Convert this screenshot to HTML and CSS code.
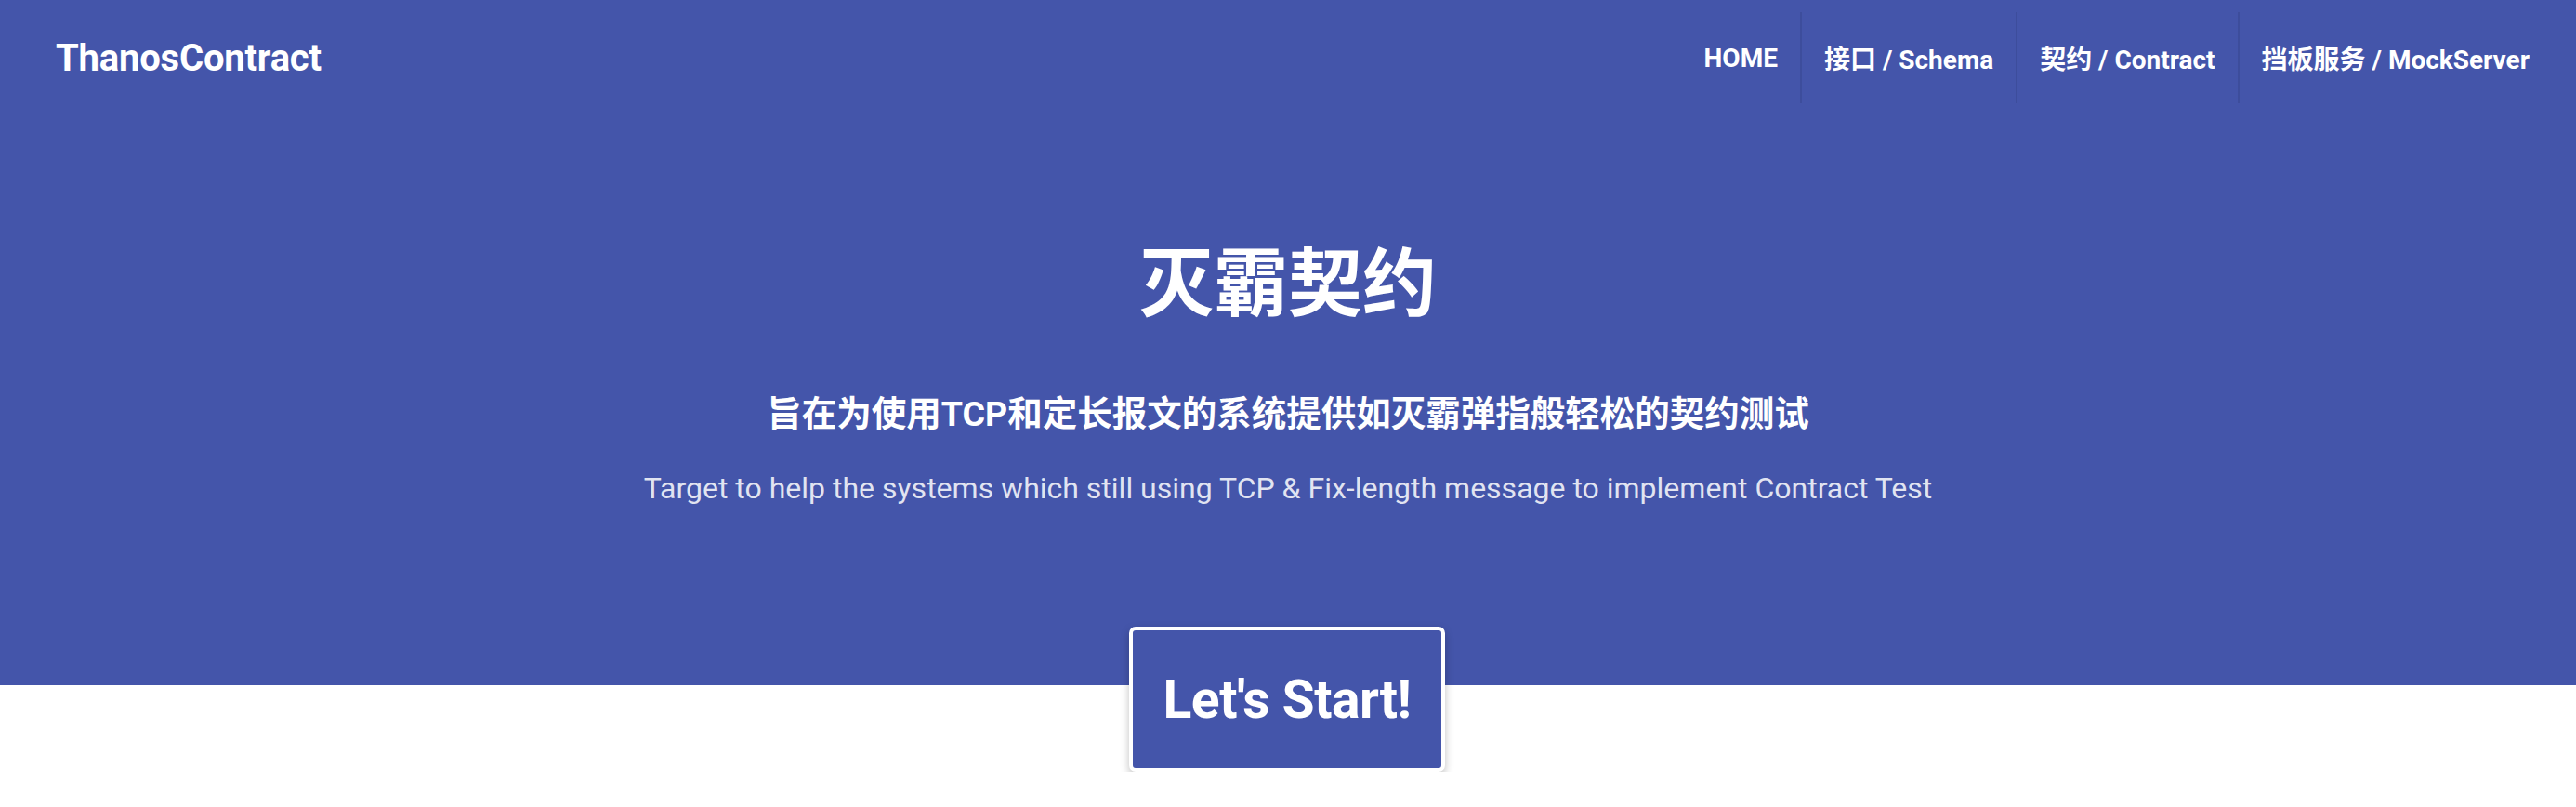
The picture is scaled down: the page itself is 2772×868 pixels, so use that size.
FILE: index.html
```html
<!DOCTYPE html>
<html lang="zh-CN">
<head>
<meta charset="utf-8">
<title>ThanosContract</title>
<link rel="stylesheet" href="styles.css">
</head>
<body>
<div class="top">
  <header class="navbar">
    <a class="brand" href="#">ThanosContract</a>
    <nav class="nav">
      <a class="nav-item" href="#">HOME</a>
      <a class="nav-item" href="#">接口 / Schema</a>
      <a class="nav-item" href="#">契约 / Contract</a>
      <a class="nav-item" href="#">挡板服务 / MockServer</a>
    </nav>
  </header>
  <section class="hero">
    <h1 class="hero-title">灭霸契约</h1>
    <h2 class="hero-sub">旨在为使用TCP和定长报文的系统提供如灭霸弹指般轻松的契约测试</h2>
    <p class="hero-en">Target to help the systems which still using TCP &amp; Fix-length message to implement Contract Test</p>
  </section>
</div>
<div class="cta">
  <button class="start-btn">Let's Start!</button>
</div>
</body>
</html>
```

FILE: styles.css
```css
html, body {
  margin: 0;
  padding: 0;
  background: #ffffff;
}
body {
  font-family: Roboto, "Noto Sans CJK SC", "Noto Sans", sans-serif;
  color: #ffffff;
}
.top {
  background: #4455aa;
}
.navbar {
  height: 124px;
  display: flex;
  align-items: center;
  justify-content: space-between;
  padding: 0 26px 0 60px;
}
.brand {
  color: #ffffff;
  text-decoration: none;
  font-size: 40px;
  font-weight: 700;
  letter-spacing: -0.2px;
}
.nav {
  display: flex;
  align-items: center;
}
.nav-item {
  display: flex;
  align-items: center;
  height: 98px;
  padding: 0 24px;
  color: #ffffff;
  text-decoration: none;
  font-size: 28px;
  font-weight: 700;
}
.nav-item + .nav-item {
  border-left: 2px solid #3d4d9c;
}
.hero {
  display: flex;
  flex-direction: column;
  align-items: center;
  padding: 134px 0 188px;
  text-align: center;
}
.hero-title {
  margin: 0;
  font-size: 80px;
  line-height: 96px;
  font-weight: 700;
}
.hero-sub {
  margin: 64px 0 0;
  font-size: 37.5px;
  line-height: 54px;
  font-weight: 700;
}
.hero-en {
  margin: 29px 0 0;
  font-size: 32px;
  line-height: 48px;
  font-weight: 400;
  color: rgba(255, 255, 255, 0.85);
}
.cta {
  display: flex;
  justify-content: center;
  margin-top: -63px;
  padding-right: 2px;
}
.start-btn {
  box-sizing: border-box;
  width: 340px;
  height: 156px;
  background: #4455aa;
  color: #ffffff;
  border: 4px solid #ffffff;
  border-radius: 7px;
  box-shadow: 0 4px 10px rgba(0, 0, 0, 0.25);
  font-family: Roboto, "Noto Sans", sans-serif;
  font-size: 57px;
  font-weight: 700;
  letter-spacing: -0.5px;
  cursor: pointer;
}
```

______________________________

- **EXERCISE TASK**
Leave out the pictures and print every line of the data exactly.

- **EXPECTED ANSWER**
Convert this screenshot to HTML and CSS code.
The picture is scaled down: the page itself is 2772×868 pixels, so use that size.
FILE: index.html
```html
<!DOCTYPE html>
<html lang="zh-CN">
<head>
<meta charset="utf-8">
<title>ThanosContract</title>
<link rel="stylesheet" href="styles.css">
</head>
<body>
<div class="top">
  <header class="navbar">
    <a class="brand" href="#">ThanosContract</a>
    <nav class="nav">
      <a class="nav-item" href="#">HOME</a>
      <a class="nav-item" href="#">接口 / Schema</a>
      <a class="nav-item" href="#">契约 / Contract</a>
      <a class="nav-item" href="#">挡板服务 / MockServer</a>
    </nav>
  </header>
  <section class="hero">
    <h1 class="hero-title">灭霸契约</h1>
    <h2 class="hero-sub">旨在为使用TCP和定长报文的系统提供如灭霸弹指般轻松的契约测试</h2>
    <p class="hero-en">Target to help the systems which still using TCP &amp; Fix-length message to implement Contract Test</p>
  </section>
</div>
<div class="cta">
  <button class="start-btn">Let's Start!</button>
</div>
</body>
</html>
```

FILE: styles.css
```css
html, body {
  margin: 0;
  padding: 0;
  background: #ffffff;
}
body {
  font-family: Roboto, "Noto Sans CJK SC", "Noto Sans", sans-serif;
  color: #ffffff;
}
.top {
  background: #4455aa;
}
.navbar {
  height: 124px;
  display: flex;
  align-items: center;
  justify-content: space-between;
  padding: 0 26px 0 60px;
}
.brand {
  color: #ffffff;
  text-decoration: none;
  font-size: 40px;
  font-weight: 700;
  letter-spacing: -0.2px;
}
.nav {
  display: flex;
  align-items: center;
}
.nav-item {
  display: flex;
  align-items: center;
  height: 98px;
  padding: 0 24px;
  color: #ffffff;
  text-decoration: none;
  font-size: 28px;
  font-weight: 700;
}
.nav-item + .nav-item {
  border-left: 2px solid #3d4d9c;
}
.hero {
  display: flex;
  flex-direction: column;
  align-items: center;
  padding: 134px 0 188px;
  text-align: center;
}
.hero-title {
  margin: 0;
  font-size: 80px;
  line-height: 96px;
  font-weight: 700;
}
.hero-sub {
  margin: 64px 0 0;
  font-size: 37.5px;
  line-height: 54px;
  font-weight: 700;
}
.hero-en {
  margin: 29px 0 0;
  font-size: 32px;
  line-height: 48px;
  font-weight: 400;
  color: rgba(255, 255, 255, 0.85);
}
.cta {
  display: flex;
  justify-content: center;
  margin-top: -63px;
  padding-right: 2px;
}
.start-btn {
  box-sizing: border-box;
  width: 340px;
  height: 156px;
  background: #4455aa;
  color: #ffffff;
  border: 4px solid #ffffff;
  border-radius: 7px;
  box-shadow: 0 4px 10px rgba(0, 0, 0, 0.25);
  font-family: Roboto, "Noto Sans", sans-serif;
  font-size: 57px;
  font-weight: 700;
  letter-spacing: -0.5px;
  cursor: pointer;
}
```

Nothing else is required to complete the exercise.